Mixed European responses reflect different national approaches to the Chinese and other sovereign wealth funds. Comments by German Chancellor Angela Merkel and French President Nicolas Sarkozy have indicated their interest in adopting measures to protect local companies and sectors against foreign intervention. Sarkozy has spoken of the need to defend "the primordial economic interests of the nation" and the requirement to protect various "strategic sectors" from the risk of foreign takeovers. Similarly, in Germany the Bundestag is seeking legislation to defend "public order and security" in the face of foreign investment.
Policymakers in the United Kingdom, confident in the regulatory competencies of the Financial Services Authority to deal with all investors irrespective of their national identity, have tended to demonstrate a more relaxed and, as a result, a more hospitable approach. Prime Minister Gordon Brown, in his meeting this January with Chinese Premier Wen Jiabao, suggested that the CIC set up an office in London. This idea was first advanced by Lord Mayor of London John Stuttard in his meeting with CIC head Lou Jiwei late last year. The aim in London is to attract Chinese funds and reaffirm the capital's position as a global hub of financial capital, including burgeoning sovereign wealth funds.
Given the significant gap between worst fears and practical realities, it is not going to be easy to establish a unified European position. Nevertheless, it would clearly not be beneficial for the Europeans to adopt an aggressive and unwelcoming stance to Chinese wealth funds. So far, at least, Chinese conduct has generally been exemplary. There is little to be gained for Europeans to follow the US route of congressional enquiries, constant demands for transparency and tax threats.
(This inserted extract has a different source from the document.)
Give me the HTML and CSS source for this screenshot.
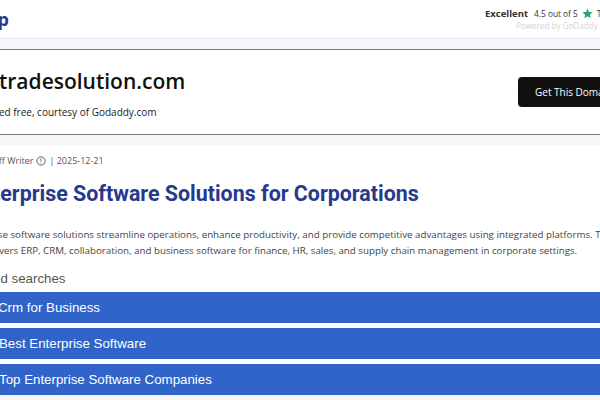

The Chinese may ultimately come around to the idea of economic confidence-building measures, such as the adoption of an explicit voluntary code of conduct in a form that will satisfy Western sensibilities. However, if this does happen, it will not happen soon. Other sovereign wealth funds may need to lead the way before the Chinese feel ready to adopt policies that place them in what they now consider to be a disadvantage in a challenging but also at times an economically and politically hostile environment. In the meantime, Europeans should adopt declaratory positions that encourage and not deter Chinese and other government investments and take comfort from informal assurances and actual investment conduct.